An array of factors play into economic decision making, and strained public finances are likely to play a part in the government’s policies. We may see a decrease in borrowing overall across the medium term, predicted by The Office for Budget Responsibility (OBR). Public debt is set to increase, attributed largely to tax freezes and government spending increases.

It’s also worth noting that in their March 2024 ‘Economic and fiscal outlook’ report, the OBR states that the UK economy entered a recession by the end of 2023, although they don’t expect this to persist throughout 2024. In fact, GDP figures have now confirmed the UK is out of recession, with the fastest growth in nearly three years.

Impact on first-time buyers

All of the above contributes to an increase in the cost of living and mortgage rates, making it increasingly difficult for first-time buyers to get onto the property ladder. Saving for a deposit and affording monthly payments can be a significant challenge for many young adults. In fact, a recent report suggests that government intervention might be necessary to make homeownership more accessible, even though there are many innovative mortgage schemes in place to help first time buyers at the moment.

It’s becoming increasingly common for younger first-time buyers to rely on their parents and other family to contribute funds to their deposits. Prospective buyers who are living away from their parents in privately rented accommodation are also facing rising costs, with official figures stating that private rental costs have risen by 9.2% in the last year. For this cohort of customers, 5% mortgage rates are not an issue, versus their current position of paying their landlord’s mortgage (and at a significantly increasing rate). As long as they have an appropriate deposit saved, they will want to get into homeownership as quickly as possible.

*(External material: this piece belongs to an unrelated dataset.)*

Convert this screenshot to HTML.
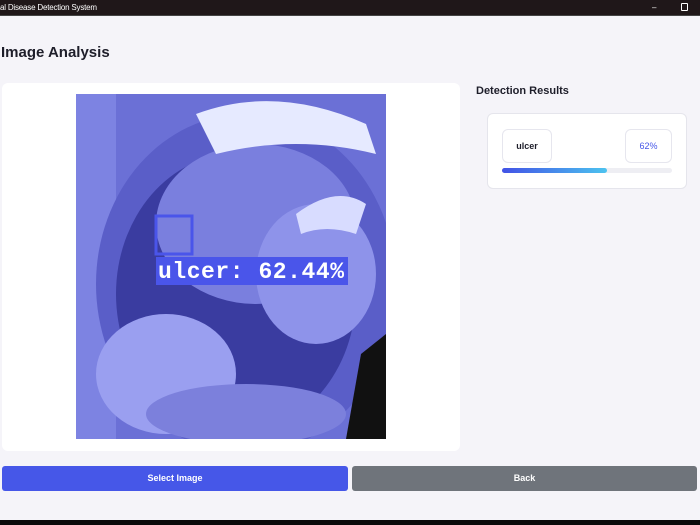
<!DOCTYPE html>
<html><head><style>
*{margin:0;padding:0;box-sizing:border-box}
body{width:700px;height:525px;background:#f5f4f9;font-family:"Liberation Sans",sans-serif;position:relative;overflow:hidden}
.tb{position:absolute;left:0;top:0;width:700px;height:16px;background:#1f1719;border-bottom:1px solid #444;color:#fff;font-size:8px;line-height:15px;letter-spacing:-0.2px}
.h1{position:absolute;left:1px;top:44px;font-size:15px;font-weight:bold;color:#1e1e2a}
.card{position:absolute;left:2px;top:83px;width:458px;height:368px;background:#fff;border-radius:6px}
.img{position:absolute;left:76px;top:94px;width:310px;height:345px}
.dr{position:absolute;left:476px;top:85px;font-size:11px;font-weight:bold;color:#1e1e2a}
.rc{position:absolute;left:487px;top:113px;width:200px;height:76px;background:#fff;border:1px solid #e5e5ec;border-radius:6px}
.b1{position:absolute;left:502px;top:129px;width:50px;height:34px;border:1px solid #e6e6ee;border-radius:6px;font-size:9px;font-weight:bold;text-align:center;line-height:32px;color:#1e1e2a}
.b2{position:absolute;left:625px;top:129px;width:47px;height:34px;border:1px solid #e6e6ee;border-radius:6px;font-size:9px;text-align:center;line-height:32px;color:#4657e8}
.bar{position:absolute;left:502px;top:168px;width:170px;height:5px;border-radius:3px;background:#eeeef3}
.bar i{display:block;width:105px;height:5px;border-radius:3px;background:linear-gradient(90deg,#4252e6,#4cc3ef)}
.btn{position:absolute;top:466px;height:25px;border-radius:3px;color:#fff;font-size:9px;font-weight:bold;text-align:center;line-height:25px}
.bot{position:absolute;left:0;top:520px;width:700px;height:5px;background:#0a0a0a}
</style></head><body>
<div class="tb">al Disease Detection System<span style="position:absolute;left:652px;top:0">–</span><span style="position:absolute;left:681px;top:3px;width:7px;height:8px;border:1.5px solid #fff;border-radius:1px"></span></div>
<div class="h1">Image Analysis</div>
<div class="card"></div>
<svg class="img" viewBox="0 0 310 345">
<rect width="310" height="345" fill="#6b70d6"/>
<rect x="0" y="0" width="40" height="345" fill="#7d83e2"/>
<ellipse cx="170" cy="190" rx="150" ry="170" fill="#5a5ec8"/>
<ellipse cx="160" cy="200" rx="120" ry="140" fill="#3a3ca0"/>
<ellipse cx="180" cy="130" rx="100" ry="80" fill="#7a7fde"/>
<path d="M120 20 Q200 -10 290 30 L300 60 Q220 40 140 60 Z" fill="#e6eaff"/>
<ellipse cx="240" cy="180" rx="60" ry="70" fill="#8e93ea"/>
<ellipse cx="90" cy="280" rx="70" ry="60" fill="#9a9ff0"/>
<ellipse cx="170" cy="320" rx="100" ry="30" fill="#7c80dc"/>
<path d="M285 260 L310 240 L310 345 L270 345 Z" fill="#111"/>
<path d="M220 120 Q260 90 290 110 L280 140 Q250 130 225 140 Z" fill="#d8dcff"/>
<rect x="80" y="122" width="36" height="38" fill="none" stroke="#4a55ea" stroke-width="3"/>
<rect x="80" y="163" width="192" height="28" fill="#4a55ea"/>
<text x="82" y="184" font-family="Liberation Mono,monospace" font-weight="bold" font-size="23" textLength="186" fill="#fff">ulcer: 62.44%</text>
</svg>
<div class="dr">Detection Results</div>
<div class="rc"></div>
<div class="b1">ulcer</div>
<div class="b2">62%</div>
<div class="bar"><i></i></div>
<div class="btn" style="left:2px;width:346px;background:#4657e8">Select Image</div>
<div class="btn" style="left:352px;width:345px;background:#6f747b">Back</div>
<div class="bot"></div>
</body></html>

On a positive note, according to research led by Hargreaves Lansdown, up to 11% of first-time buyers bought their property using a lifetime ISA. We’ve also seen the number of first time buyers increasing, with a rise of 7% from 2023.

Housing market outlook

The housing market has seen a challenging few years, and the story remains the same today. While there’s been plenty of stabilisation and positive movement on the horizon - with potential rate drops by the Bank of England in the summer - the mortgage market is still facing some bumps in the road and should prepare accordingly.

Market analysis by Octane Capital revealed that mortgage business has dropped by almost 30% (28.6%) over the course of the year. The data (between March 2022 and February 2024) showed that total mortgage lending reached £217.7bn, whereas total lending in the previous year was £304.9bn.

We can see evidence of this in various reports from estate agents - Zoopla’s latest House Price Index data, for example. According to Zoopla, the number of homes up for sale is at a five-year high (20% higher compared to April 2023).

Rightmove’s own House Price Index revealed that in April 2024, the average asking price for a new-to-market property increased to £372,324 (a 1.1% increase). The record is currently sitting at almost £600 above this.

Renting challenges

Renter groups have expressed concerns that the Renters' Reform Bill does not adequately address their needs. They argue that the Bill prioritises landlord interests and that amendments have weakened renter protections. The Coalition of renter groups is calling for changes to the Bill to strengthen renter protections. When we consider that many renters are ‘pre-homeowners’ struggling with many of the challenges listed above, it’s vital that we continue to push for fairer conditions for all in the wider housing sector.

A more positive outlook

To summarise where we are in terms of the UK economy, we’re essentially recovering from a low base following a difficult 18 months. We have an outlook of reducing mortgage rates, real wage growth, and an election upcoming. Irrespective of one’s political beliefs and allegiances, sometimes change marks a fresh start – 1997 leaps to mind. It ought to be onwards and upwards from here, and we can all very much look forward to and welcome that.